# Stated task
Begin with the first line below and retype each line exactly through the line containing "const seed = ref('1297197')". Any pictures are to be left out.

# Supplied data
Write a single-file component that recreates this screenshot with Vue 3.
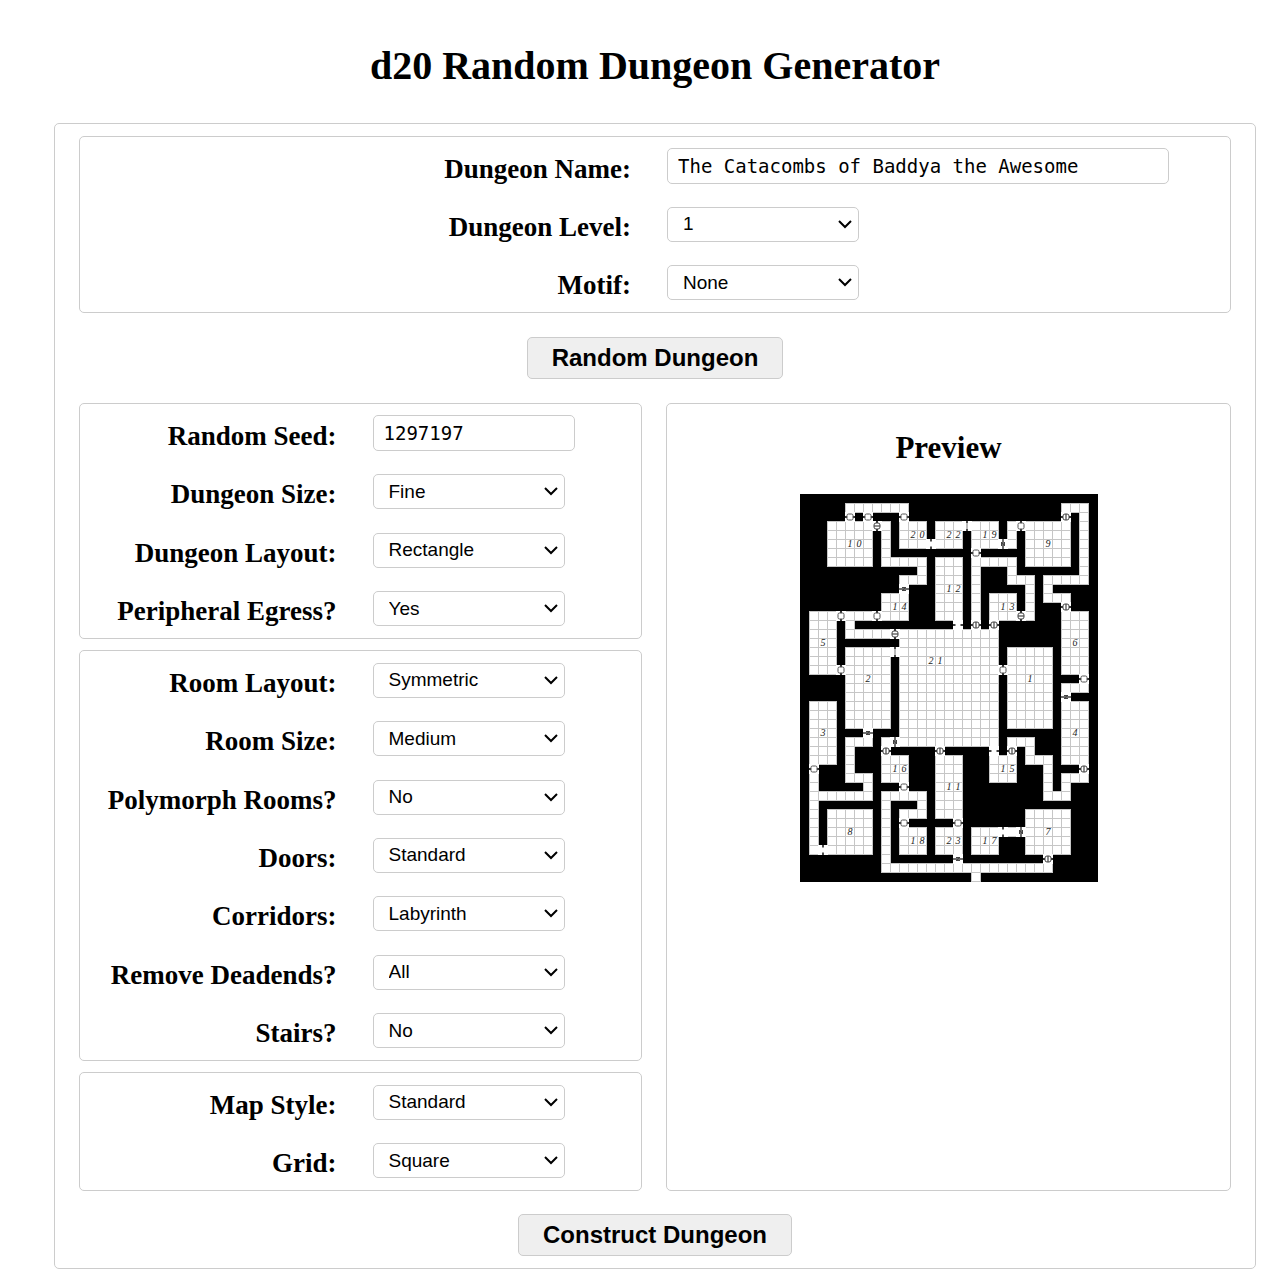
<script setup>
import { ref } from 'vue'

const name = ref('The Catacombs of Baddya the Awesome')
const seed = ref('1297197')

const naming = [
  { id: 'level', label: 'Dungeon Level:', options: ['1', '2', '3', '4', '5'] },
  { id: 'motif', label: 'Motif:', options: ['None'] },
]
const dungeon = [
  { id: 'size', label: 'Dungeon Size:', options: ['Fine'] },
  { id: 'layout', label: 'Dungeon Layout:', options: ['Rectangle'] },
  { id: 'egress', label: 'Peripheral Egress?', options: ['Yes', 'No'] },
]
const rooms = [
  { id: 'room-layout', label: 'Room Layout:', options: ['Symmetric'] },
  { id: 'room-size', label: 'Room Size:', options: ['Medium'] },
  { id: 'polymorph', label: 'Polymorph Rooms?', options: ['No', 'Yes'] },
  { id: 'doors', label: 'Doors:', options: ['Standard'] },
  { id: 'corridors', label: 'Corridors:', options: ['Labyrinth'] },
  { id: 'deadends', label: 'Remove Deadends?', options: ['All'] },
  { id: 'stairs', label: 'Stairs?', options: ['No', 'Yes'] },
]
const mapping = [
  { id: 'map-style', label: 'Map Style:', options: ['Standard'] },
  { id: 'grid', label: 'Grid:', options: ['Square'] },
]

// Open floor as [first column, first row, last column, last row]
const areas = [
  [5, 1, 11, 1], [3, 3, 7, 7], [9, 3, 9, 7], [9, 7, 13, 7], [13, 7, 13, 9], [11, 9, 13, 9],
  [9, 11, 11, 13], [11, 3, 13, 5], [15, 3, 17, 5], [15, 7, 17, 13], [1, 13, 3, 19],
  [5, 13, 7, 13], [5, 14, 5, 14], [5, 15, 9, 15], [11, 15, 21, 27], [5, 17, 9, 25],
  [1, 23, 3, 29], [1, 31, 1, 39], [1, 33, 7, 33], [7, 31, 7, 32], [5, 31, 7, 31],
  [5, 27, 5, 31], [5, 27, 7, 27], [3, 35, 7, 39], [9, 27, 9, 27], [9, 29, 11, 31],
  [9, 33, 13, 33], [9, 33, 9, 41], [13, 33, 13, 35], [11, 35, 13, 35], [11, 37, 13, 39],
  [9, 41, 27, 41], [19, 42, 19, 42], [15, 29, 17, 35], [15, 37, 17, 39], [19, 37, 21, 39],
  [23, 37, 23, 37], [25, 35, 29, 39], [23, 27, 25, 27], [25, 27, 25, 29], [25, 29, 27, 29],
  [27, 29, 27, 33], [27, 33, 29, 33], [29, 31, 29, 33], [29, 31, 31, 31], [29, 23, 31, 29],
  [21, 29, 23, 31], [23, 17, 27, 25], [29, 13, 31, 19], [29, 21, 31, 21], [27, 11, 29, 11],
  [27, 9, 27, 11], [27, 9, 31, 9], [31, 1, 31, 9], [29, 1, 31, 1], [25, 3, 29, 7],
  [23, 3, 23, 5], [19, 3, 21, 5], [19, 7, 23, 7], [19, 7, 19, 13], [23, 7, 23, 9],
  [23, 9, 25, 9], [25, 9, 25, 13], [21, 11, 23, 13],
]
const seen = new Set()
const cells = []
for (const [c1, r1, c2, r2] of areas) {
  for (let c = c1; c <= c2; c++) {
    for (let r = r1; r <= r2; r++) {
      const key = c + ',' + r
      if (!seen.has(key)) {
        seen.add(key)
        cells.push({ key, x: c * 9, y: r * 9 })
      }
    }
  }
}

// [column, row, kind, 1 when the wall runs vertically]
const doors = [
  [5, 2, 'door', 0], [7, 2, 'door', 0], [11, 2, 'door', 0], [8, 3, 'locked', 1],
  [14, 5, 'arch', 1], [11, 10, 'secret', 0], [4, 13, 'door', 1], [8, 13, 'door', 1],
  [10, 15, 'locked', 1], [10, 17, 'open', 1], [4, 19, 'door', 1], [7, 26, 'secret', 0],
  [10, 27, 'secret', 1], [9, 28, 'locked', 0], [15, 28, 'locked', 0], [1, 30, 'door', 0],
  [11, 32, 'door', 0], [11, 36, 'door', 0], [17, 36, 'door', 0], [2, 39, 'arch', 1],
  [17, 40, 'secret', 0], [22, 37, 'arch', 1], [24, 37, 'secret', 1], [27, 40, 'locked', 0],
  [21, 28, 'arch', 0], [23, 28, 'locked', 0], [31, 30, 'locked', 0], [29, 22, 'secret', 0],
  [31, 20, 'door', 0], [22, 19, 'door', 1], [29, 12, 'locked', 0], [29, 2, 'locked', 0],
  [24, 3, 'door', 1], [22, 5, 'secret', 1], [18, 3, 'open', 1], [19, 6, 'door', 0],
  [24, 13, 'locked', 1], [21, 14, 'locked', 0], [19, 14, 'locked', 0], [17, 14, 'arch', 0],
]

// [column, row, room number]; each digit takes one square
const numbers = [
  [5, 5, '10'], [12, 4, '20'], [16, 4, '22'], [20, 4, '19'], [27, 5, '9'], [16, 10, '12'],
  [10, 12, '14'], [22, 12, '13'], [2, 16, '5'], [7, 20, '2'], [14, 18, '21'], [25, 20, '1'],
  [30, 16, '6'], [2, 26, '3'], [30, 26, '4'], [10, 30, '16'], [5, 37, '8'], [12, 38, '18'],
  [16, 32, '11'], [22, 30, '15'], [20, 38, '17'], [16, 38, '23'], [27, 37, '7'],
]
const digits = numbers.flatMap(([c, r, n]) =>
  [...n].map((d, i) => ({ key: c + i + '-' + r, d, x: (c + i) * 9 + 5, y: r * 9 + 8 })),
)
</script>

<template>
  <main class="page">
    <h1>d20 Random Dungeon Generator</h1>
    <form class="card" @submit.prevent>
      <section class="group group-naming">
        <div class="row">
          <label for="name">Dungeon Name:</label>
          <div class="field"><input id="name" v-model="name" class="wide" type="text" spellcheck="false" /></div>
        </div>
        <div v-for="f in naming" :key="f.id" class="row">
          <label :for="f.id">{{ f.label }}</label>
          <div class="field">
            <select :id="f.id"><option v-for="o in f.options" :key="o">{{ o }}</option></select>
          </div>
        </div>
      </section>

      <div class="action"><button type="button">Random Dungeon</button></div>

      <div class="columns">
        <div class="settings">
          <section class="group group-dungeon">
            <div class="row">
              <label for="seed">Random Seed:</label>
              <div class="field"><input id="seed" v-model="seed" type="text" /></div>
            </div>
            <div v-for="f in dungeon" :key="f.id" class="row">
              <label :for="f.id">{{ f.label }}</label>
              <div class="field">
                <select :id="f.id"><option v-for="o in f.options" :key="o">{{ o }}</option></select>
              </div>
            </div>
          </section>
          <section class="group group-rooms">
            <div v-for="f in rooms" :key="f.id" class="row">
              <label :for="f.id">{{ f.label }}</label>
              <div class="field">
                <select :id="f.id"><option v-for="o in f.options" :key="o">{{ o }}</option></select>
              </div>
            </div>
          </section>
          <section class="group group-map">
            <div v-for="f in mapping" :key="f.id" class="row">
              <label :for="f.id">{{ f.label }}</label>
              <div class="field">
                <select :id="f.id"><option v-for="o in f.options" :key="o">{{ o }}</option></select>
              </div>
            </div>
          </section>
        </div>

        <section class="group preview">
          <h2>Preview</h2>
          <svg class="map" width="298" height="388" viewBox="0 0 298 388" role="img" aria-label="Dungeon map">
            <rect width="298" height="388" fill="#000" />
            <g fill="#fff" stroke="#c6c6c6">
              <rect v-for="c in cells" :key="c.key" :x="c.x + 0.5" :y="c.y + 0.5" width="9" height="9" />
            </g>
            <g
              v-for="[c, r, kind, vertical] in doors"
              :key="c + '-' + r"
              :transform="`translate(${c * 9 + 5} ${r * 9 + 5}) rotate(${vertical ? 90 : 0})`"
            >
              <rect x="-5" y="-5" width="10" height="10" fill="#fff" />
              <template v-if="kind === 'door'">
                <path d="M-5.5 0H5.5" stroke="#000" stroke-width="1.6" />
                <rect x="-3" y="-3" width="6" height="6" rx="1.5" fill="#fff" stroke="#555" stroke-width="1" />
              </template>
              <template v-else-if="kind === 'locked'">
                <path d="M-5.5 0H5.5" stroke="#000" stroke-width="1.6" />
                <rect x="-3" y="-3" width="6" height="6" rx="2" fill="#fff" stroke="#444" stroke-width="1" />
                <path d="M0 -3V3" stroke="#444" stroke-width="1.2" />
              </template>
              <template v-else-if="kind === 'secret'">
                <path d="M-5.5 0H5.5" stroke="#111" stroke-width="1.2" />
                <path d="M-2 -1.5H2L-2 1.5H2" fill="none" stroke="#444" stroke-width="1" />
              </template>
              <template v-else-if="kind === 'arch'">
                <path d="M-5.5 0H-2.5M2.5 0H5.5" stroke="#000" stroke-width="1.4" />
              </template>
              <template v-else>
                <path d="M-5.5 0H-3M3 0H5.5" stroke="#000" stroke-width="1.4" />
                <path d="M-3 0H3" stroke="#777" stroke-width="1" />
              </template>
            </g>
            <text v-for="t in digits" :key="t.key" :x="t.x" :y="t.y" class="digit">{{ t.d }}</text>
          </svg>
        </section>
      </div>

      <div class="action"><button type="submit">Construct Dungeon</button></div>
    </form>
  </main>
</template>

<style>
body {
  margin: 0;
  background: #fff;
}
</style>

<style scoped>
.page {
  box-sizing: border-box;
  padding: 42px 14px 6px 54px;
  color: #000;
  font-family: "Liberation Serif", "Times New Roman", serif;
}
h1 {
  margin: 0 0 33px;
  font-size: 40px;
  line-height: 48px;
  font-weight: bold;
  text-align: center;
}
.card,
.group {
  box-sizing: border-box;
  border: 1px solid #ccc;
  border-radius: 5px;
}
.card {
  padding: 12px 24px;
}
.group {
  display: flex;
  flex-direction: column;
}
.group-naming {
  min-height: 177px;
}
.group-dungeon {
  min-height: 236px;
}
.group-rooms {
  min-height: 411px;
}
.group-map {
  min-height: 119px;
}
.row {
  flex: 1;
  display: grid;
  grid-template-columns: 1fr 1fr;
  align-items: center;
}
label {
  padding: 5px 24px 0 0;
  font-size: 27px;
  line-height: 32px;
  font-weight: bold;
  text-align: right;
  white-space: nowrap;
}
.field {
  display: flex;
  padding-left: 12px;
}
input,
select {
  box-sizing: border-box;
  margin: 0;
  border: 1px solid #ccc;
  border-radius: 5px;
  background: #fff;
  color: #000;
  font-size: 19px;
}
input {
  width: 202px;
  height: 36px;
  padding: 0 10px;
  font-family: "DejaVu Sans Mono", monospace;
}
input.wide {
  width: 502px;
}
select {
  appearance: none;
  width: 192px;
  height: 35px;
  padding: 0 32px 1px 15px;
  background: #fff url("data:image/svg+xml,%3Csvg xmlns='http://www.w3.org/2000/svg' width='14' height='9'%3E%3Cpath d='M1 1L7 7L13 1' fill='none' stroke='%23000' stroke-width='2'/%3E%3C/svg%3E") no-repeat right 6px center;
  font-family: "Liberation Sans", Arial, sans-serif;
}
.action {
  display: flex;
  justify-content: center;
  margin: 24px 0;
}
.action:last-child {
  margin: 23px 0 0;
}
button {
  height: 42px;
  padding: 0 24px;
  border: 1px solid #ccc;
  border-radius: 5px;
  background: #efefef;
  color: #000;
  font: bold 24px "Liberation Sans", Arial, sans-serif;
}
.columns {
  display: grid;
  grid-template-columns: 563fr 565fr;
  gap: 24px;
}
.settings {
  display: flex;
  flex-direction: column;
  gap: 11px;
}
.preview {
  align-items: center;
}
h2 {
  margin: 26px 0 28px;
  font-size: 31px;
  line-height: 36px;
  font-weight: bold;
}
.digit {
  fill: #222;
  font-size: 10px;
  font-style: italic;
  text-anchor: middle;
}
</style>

# Written solution
Write a single-file component that recreates this screenshot with Vue 3.
<script setup>
import { ref } from 'vue'

const name = ref('The Catacombs of Baddya the Awesome')
const seed = ref('1297197')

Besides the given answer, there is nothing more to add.